I can close my eyes and see this teacher taking those little students’ faces in her hands when they started to cry, and I can see her smiling at them even through the horrific fear settling in her own heart. These teachers are such wonderful people, such unheralded heroes. These are our nation’s last nurturers and look at how we treat them. We build systems to turn them into gladiators of merit. We call them union thugs to advance political agendas. Shame on us. Let the nurturers nurture.

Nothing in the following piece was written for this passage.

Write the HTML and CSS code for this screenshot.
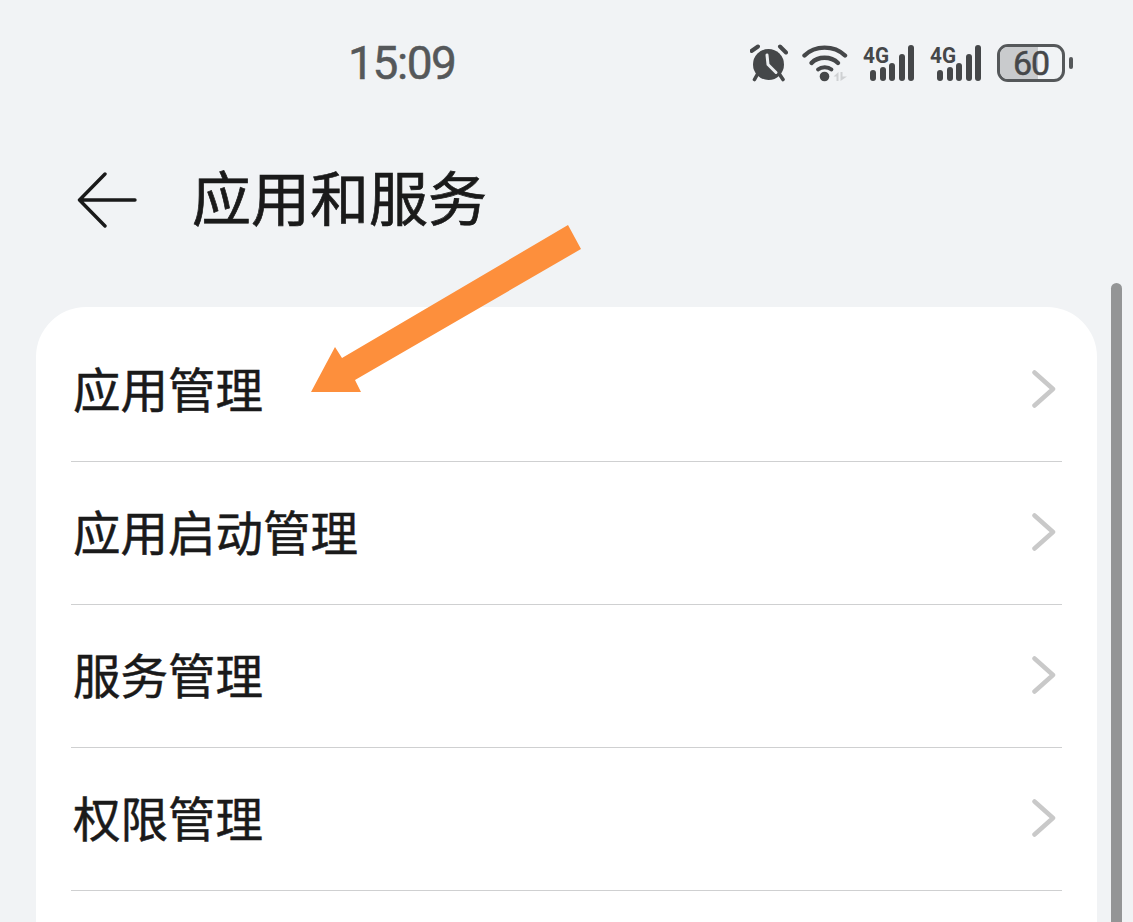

Thank you, teachers across America, for your courage and your sacrifice. Thank you, teachers of Newtown, for caring for other people’s children when they needed you most. You all deserve the Congressional Medal of Honor. There is no greater love than this, that a teacher would give her life for her students. Keep nurturing.

1 comment:

  1. Having taught at the high school level for over 30 years, I have lost track of the number of brave and self-sacrificing things I have witnessed my fellow teachers do. No, they did not face a murderer with a loaded gun; they did face physically threatening situations. The other forms of courage were as Jersey Jazzman states. Now that basic job security is being threatened due to lack of tenure and a diminution of teacher rights, we cannot even get ten out of 250 teachers in a western suburban public school to take part in a rally in Springfield, Illinois (the state capital) that has a lame-duck session of legislature meeting to strip them of their pension money. These teachers fear retribution if they are photographed objecting to legislators who are pillaging public pensions. Many teachers are also looking for other occupations that respect them and their abilities, pay a living wage to raise their own families, and give healthcare and other simple benefits.
    Thank you Glen, John, Fred, Tim, Diane Ravitch, Jersey Jazzman, and all the other bloggers and activists who continue to fight for the people I respect most in my life – public school teachers and retirees.